The PhD will make a focused study of one relatively unstudied 15th-century painter whose work was profoundly influenced by sculpture and three-dimensionality: the Venetian Carlo Crivelli (1430/5 – c. 1494). The National Gallery holds one of the two richest collections of his work (the other is the Pinacoteca di Brera, Milan), and it is arguably the most varied and representative group of paintings by Crivelli in existence. This project will allow for a re-appraisal of the interaction, both physical and ideological, between painting and sculpture in 15th-century Italy. This research project would build on the shifting paradigms of our understanding of the relationships between the ‘real’ space of sculpted relief and the imagined space of a painted scene, concentrating on one painter.

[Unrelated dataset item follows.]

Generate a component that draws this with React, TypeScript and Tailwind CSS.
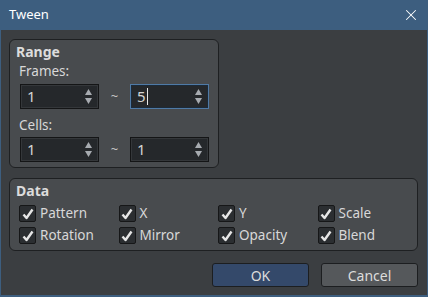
import { X } from "lucide-react";

function Spin({ value, focused, caret }: { value: string; focused?: boolean; caret?: boolean }) {
  return (
    <div
      className={
        "flex h-[25px] w-[79px] items-center justify-between border bg-[#25282b] pl-[6px] pr-[6px] " +
        (focused ? "border-[#4f7aa6] shadow-[inset_0_0_0_1px_#1c2a38]" : "border-[#141516] shadow-[inset_0_0_0_1px_#34373a]")
      }
    >
      <span className="flex items-center text-[15px] leading-none text-[#d4d4d4]">
        {value}
        {caret && <span className="ml-[1px] inline-block h-[17px] w-px bg-[#e8e8e8]" />}
      </span>
      <span className="flex flex-col gap-[3px]">
        <svg width="7" height="6" viewBox="0 0 7 6">
          <path d="M3.5 0 L7 6 L0 6 Z" fill="#a7abb0" />
        </svg>
        <svg width="7" height="6" viewBox="0 0 7 6">
          <path d="M0 0 L7 0 L3.5 6 Z" fill="#a7abb0" />
        </svg>
      </span>
    </div>
  );
}

function Check({ label }: { label: string }) {
  return (
    <div className="flex w-[100px] items-center gap-[4px]">
      <span className="flex h-[17px] w-[17px] items-center justify-center rounded-[2px] border border-[#161718] bg-[#2b2e31]">
        <svg width="12" height="12" viewBox="0 0 12 12">
          <path d="M1.5 6.5 L4.5 10 L10.5 1.5" fill="none" stroke="#e6e6e6" strokeWidth="2.4" strokeLinejoin="round" />
        </svg>
      </span>
      <span className="text-[13.5px] leading-none text-[#d8d8d8]">{label}</span>
    </div>
  );
}

export default function App() {
  return (
    <div
      className="flex h-[297px] w-[428px] flex-col border-x border-b-2 border-[#3d5e7f] bg-[#3b3e41] select-none"
      style={{ fontFamily: '"Noto Sans", "Open Sans", sans-serif' }}
    >
      {/* title bar */}
      <div className="flex h-[30px] shrink-0 items-center justify-between bg-[#3d5e7f] pl-[8px] pr-[7px]">
        <span className="text-[13px] text-white">Tween</span>
        <X size={18} strokeWidth={1.4} className="text-white" />
      </div>

      <div className="flex flex-1 flex-col pl-[8px] pr-[9px] pt-[9px]">
        {/* Range */}
        <div className="h-[129px] w-[210px] rounded-[6px] border border-[#1e2022] bg-[#484b4e] pl-[6px] pt-[3px]">
          <div className="text-[14px] font-bold leading-[18px] text-[#dcdcdc]">Range</div>
          <div className="mt-[2px] pl-[3px] text-[13.5px] leading-[16px] text-[#d8d8d8]">Frames:</div>
          <div className="mt-[5px] flex items-center pl-[4px]">
            <Spin value="1" />
            <span className="w-[31px] text-center text-[13px] text-[#c8c8c8]">~</span>
            <Spin value="5" focused caret />
          </div>
          <div className="mt-[8px] pl-[3px] text-[13.5px] leading-[16px] text-[#d8d8d8]">Cells:</div>
          <div className="mt-[4px] flex items-center pl-[4px]">
            <Spin value="1" />
            <span className="w-[31px] text-center text-[13px] text-[#c8c8c8]">~</span>
            <Spin value="1" />
          </div>
        </div>

        {/* Data */}
        <div className="mt-[10px] h-[73px] w-full rounded-[6px] border border-[#1e2022] bg-[#484b4e] pl-[6px] pt-[3px]">
          <div className="text-[14px] font-bold leading-[18px] text-[#dcdcdc]">Data</div>
          <div className="mt-[5px] grid grid-cols-4 gap-y-[5px] pl-[3px]">
            <Check label="Pattern" />
            <Check label="X" />
            <Check label="Y" />
            <Check label="Scale" />
            <Check label="Rotation" />
            <Check label="Mirror" />
            <Check label="Opacity" />
            <Check label="Blend" />
          </div>
        </div>

        {/* buttons */}
        <div className="mt-[12px] flex justify-end gap-[12px]">
          <button className="h-[24px] w-[97px] rounded-[3px] border border-[#1c1e20] bg-[#34496a] text-[14px] text-[#dcdcdc]">
            OK
          </button>
          <button className="h-[24px] w-[97px] rounded-[3px] border border-[#1c1e20] bg-[#55585b] text-[14px] text-[#dcdcdc]">
            Cancel
          </button>
        </div>
      </div>
    </div>
  );
}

Crivelli not only depicted sculpture in his paintings, but also used many 3D elements as part of them. This makes his work an ideal candidate for this study.
Deadline: 15 May 2015
Doctoral studentship: Aspects of manufacture, trade and history of the blue pigment smalt and the relationship between its use in painting and other branches of the arts
The University of Glasgow and the National Gallery, London invite applications for a fully funded AHRC Collaborative Doctoral Award PhD studentship: Aspects of manufacture, trade and history of the blue pigment smalt and the relationship between its use in painting and other branches of the arts.
Smalt is a blue pigment composed of cobalt-containing glass ground into a powder. It was most common as an artists' pigment between the 16th and 18th centuries and was widely used in all types of painting, including in oil, watercolour, wall paintings and polychrome sculpture. Its instability and the mechanisms and factors influencing the extent of deterioration have been well studied by various research groups. Some aspects of its trade and manufacture have also been investigated. However, more recent research at the National Gallery, studying the elemental composition of smalt in paintings in the collection through quantitative analysis, has raised new research questions. Some interesting differences in cobalt content that show trends over time were observed, as well as variations in the elements associated with it, both of which may perhaps relate to aspects of the history of its manufacture, such as preparation of the ore, or different recipes. Other variations in composition that seem to correlate with differences in its stability between different batches of smalt on the same paintings have been noted on paintings. Cobalt was used as a colorant more widely, including in glass, ceramics and enamels, and smalt was used not only in painting but also for the decorative arts and even as a laundry blue. There are many connections to be made, therefore, with other branches of the arts and other industries that shed light on the history and manufacture of smalt as a pigment, giving interesting opportunities not only for research outcomes but also for dissemination activities that draw attention to these relationships.
Further research would help us better understand the history of this pigment, and ultimately the implications for interpretation of results from examination of smalt in paintings. This concerns dating, but also artists' intentions, by being able to define more effectively the choices that were made, such as the use of different grades of the pigment either for aesthetic or economic reasons. New research on archival sources is needed, informed by the new observations from quantitative analysis. This historical research will be enhanced by practical experiments reconstructing historical recipes in order to help interpret and understand how they influence the properties and characteristics of the pigment. The project aims to establish developments in these manufacturing processes, and the artists’ choices and use of smalt, through a combined study of historical sources from a variety of disciplines, as well as technical evidence from the paintings themselves.